Personal information
- Born: 9 February 1930 Bratislava, Czechoslovakia
- Died: 14 August 2001 (aged 71) Magglingen, Switzerland
- Height: 180 cm (5 ft 11 in)
- Weight: 82 kg (181 lb)

Sport
- Sport: Rowing
- Club: Aušpic

Medal record
Representing Czech Republic
Olympic Games
| Gold medal – first place | 1960 Rome | Double sculls |
European Rowing Championships
| Silver medal – second place | 1959 Mâcon | Double sculls |
| Bronze medal – third place | 1961 Prague | Double sculls |

= Pavel Schmidt =

Slovak rower

Pavel Leo Edmund Schmidt (9 February 1930 – 14 August 2001) was a Slovak rower who competed for Czechoslovakia, mostly in the double sculls together with Václav Kozák.

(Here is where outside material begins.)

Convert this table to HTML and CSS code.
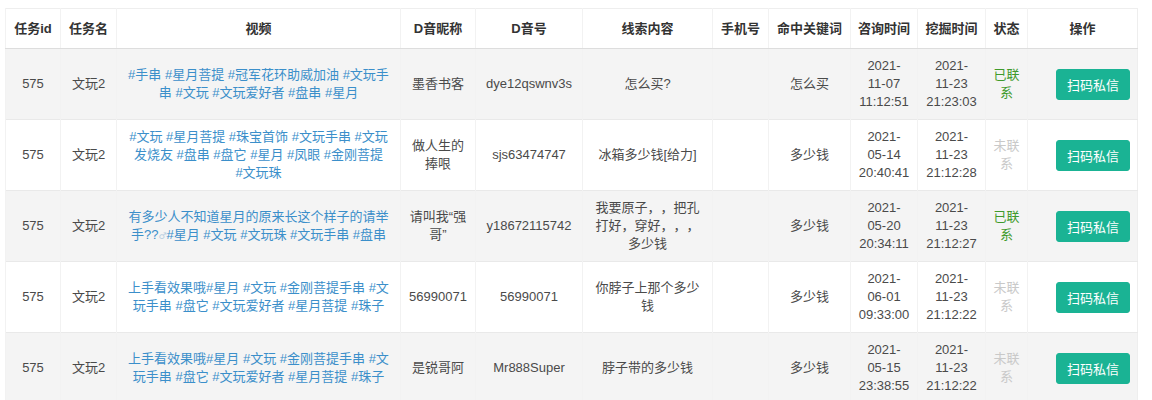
FILE: index.html
```html
<!DOCTYPE html>
<html lang="zh-CN">
<head>
<meta charset="utf-8">
<title>线索列表</title>
<link rel="stylesheet" href="styles.css">
</head>
<body>
<div class="wrap">
<table class="grid">
  <colgroup>
    <col class="c-id"><col class="c-name"><col class="c-video"><col class="c-nick"><col class="c-dy">
    <col class="c-clue"><col class="c-phone"><col class="c-kw"><col class="c-t1"><col class="c-t2">
    <col class="c-st"><col class="c-op">
  </colgroup>
  <thead>
    <tr>
      <th>任务id</th><th>任务名</th><th>视频</th><th>D音昵称</th><th>D音号</th><th>线索内容</th>
      <th>手机号</th><th>命中关键词</th><th>咨询时间</th><th>挖掘时间</th><th>状态</th><th>操作</th>
    </tr>
  </thead>
  <tbody>
    <tr>
      <td>575</td><td>文玩2</td>
      <td><a class="vlink" href="#">#手串 #星月菩提 #冠军花环助威加油 #文玩手串 #文玩 #文玩爱好者 #盘串 #星月</a></td>
      <td>墨香书客</td><td>dye12qswnv3s</td><td>怎么买?</td><td></td><td>怎么买</td>
      <td class="t1">2021-11-07 11:12:51</td><td class="t2">2021-11-23 21:23:03</td>
      <td class="st"><span class="st-on">已联系</span></td>
      <td><button class="btn">扫码私信</button></td>
    </tr>
    <tr>
      <td>575</td><td>文玩2</td>
      <td><a class="vlink" href="#">#文玩 #星月菩提 #珠宝首饰 #文玩手串 #文玩发烧友 #盘串 #盘它 #星月 #凤眼 #金刚菩提 <span class="nw">#文玩珠</span></a></td>
      <td>做人生的捧哏</td><td>sjs63474747</td><td>冰箱多少钱[给力]</td><td></td><td>多少钱</td>
      <td class="t1">2021-05-14 20:40:41</td><td class="t2">2021-11-23 21:12:28</td>
      <td class="st"><span class="st-off">未联系</span></td>
      <td><button class="btn">扫码私信</button></td>
    </tr>
    <tr>
      <td>575</td><td>文玩2</td>
      <td><a class="vlink" href="#">有多少人不知道星月的原来长这个样子的请举手??<span class="sym">♂</span>#星月 #文玩 #文玩珠 #文玩手串 #盘串</a></td>
      <td>请叫我“强哥”</td><td>y18672115742</td><td class="clue">我要原子，，把孔打好，穿好，，，多少钱</td><td></td><td>多少钱</td>
      <td class="t1">2021-05-20 20:34:11</td><td class="t2">2021-11-23 21:12:27</td>
      <td class="st"><span class="st-on">已联系</span></td>
      <td><button class="btn">扫码私信</button></td>
    </tr>
    <tr>
      <td>575</td><td>文玩2</td>
      <td><a class="vlink" href="#">上手看效果哦#星月 #文玩 #金刚菩提手串 #文玩手串 #盘它 #文玩爱好者 #星月菩提 #珠子</a></td>
      <td>56990071</td><td>56990071</td><td>你脖子上那个多少钱</td><td></td><td>多少钱</td>
      <td class="t1">2021-06-01 09:33:00</td><td class="t2">2021-11-23 21:12:22</td>
      <td class="st"><span class="st-off">未联系</span></td>
      <td><button class="btn">扫码私信</button></td>
    </tr>
    <tr>
      <td>575</td><td>文玩2</td>
      <td><a class="vlink" href="#">上手看效果哦#星月 #文玩 #金刚菩提手串 #文玩手串 #盘它 #文玩爱好者 #星月菩提 #珠子</a></td>
      <td>是锐哥阿</td><td>Mr888Super</td><td>脖子带的多少钱</td><td></td><td>多少钱</td>
      <td class="t1">2021-05-15 23:38:55</td><td class="t2">2021-11-23 21:12:22</td>
      <td class="st"><span class="st-off">未联系</span></td>
      <td><button class="btn">扫码私信</button></td>
    </tr>
  </tbody>
</table>
</div>
</body>
</html>
```

FILE: styles.css
```css
html, body {
  margin: 0;
  padding: 0;
  background: #ffffff;
}
body {
  font-family: "Liberation Sans", "Noto Sans CJK SC", sans-serif;
  font-size: 13px;
  color: #4a4a4a;
  text-spacing-trim: space-all;
}
.wrap {
  padding: 8px 15px 0 5px;
}
.grid {
  width: 1132px;
  table-layout: fixed;
  border-collapse: collapse;
  border: 1px solid #eeeeee;
}
.c-id { width: 55px; }
.c-name { width: 56px; }
.c-video { width: 284px; }
.c-nick { width: 75px; }
.c-dy { width: 107px; }
.c-clue { width: 130px; }
.c-phone { width: 56px; }
.c-kw { width: 82px; }
.c-t1 { width: 67px; }
.c-t2 { width: 68px; }
.c-st { width: 42px; }
.c-op { width: 110px; }

.grid th {
  font-weight: bold;
  color: #333333;
  padding: 8px 3px 7px;
  line-height: 24px;
  text-align: center;
  vertical-align: middle;
  white-space: nowrap;
  border-left: 1px solid #f2f2f2;
  border-bottom: 1px solid #dddddd;
  background: #ffffff;
}
.grid td {
  padding: 8px;
  line-height: 18px;
  text-align: center;
  vertical-align: middle;
  border-left: 1px solid #f2f2f2;
  border-top: 1px solid #e9e9e9;
  word-wrap: break-word;
}
.grid td.t1 {
  padding-left: 7.5px;
  padding-right: 7.5px;
}
.grid td.st {
  padding-left: 7px;
  padding-right: 7px;
}
.grid tbody tr:nth-child(odd) td {
  background: #f4f4f4;
}
.vlink {
  color: #3b8fca;
  text-decoration: none;
}
.nw {
  white-space: nowrap;
}
.sym {
  font-family: "DejaVu Sans", sans-serif;
  font-size: 9px;
  line-height: 9px;
  color: #b5cde0;
}
.st-on {
  color: #3f9a2c;
}
.st-off {
  color: #c9c9c9;
}
.btn {
  margin-left: 20px;
  width: 74px;
  height: 31px;
  padding: 0;
  font-family: inherit;
  font-size: 13px;
  color: #ffffff;
  background: #1ab394;
  border: 1px solid #1ab394;
  border-radius: 3px;
  cursor: pointer;
}
```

They won a gold medal at the 1960 Summer Olympics in Rome and two medals at European championships in 1959 and 1961, and placed fourth at the 1962 World Rowing Championships.

After retiring from competitions, Schmidt became a rowing coach, and in 1967–68 trained the Mexico national team. After that he did not return to Czechoslovakia, but settled in Switzerland together with his family. There he worked as a psychiatrists and as a coach at the Biel sports school.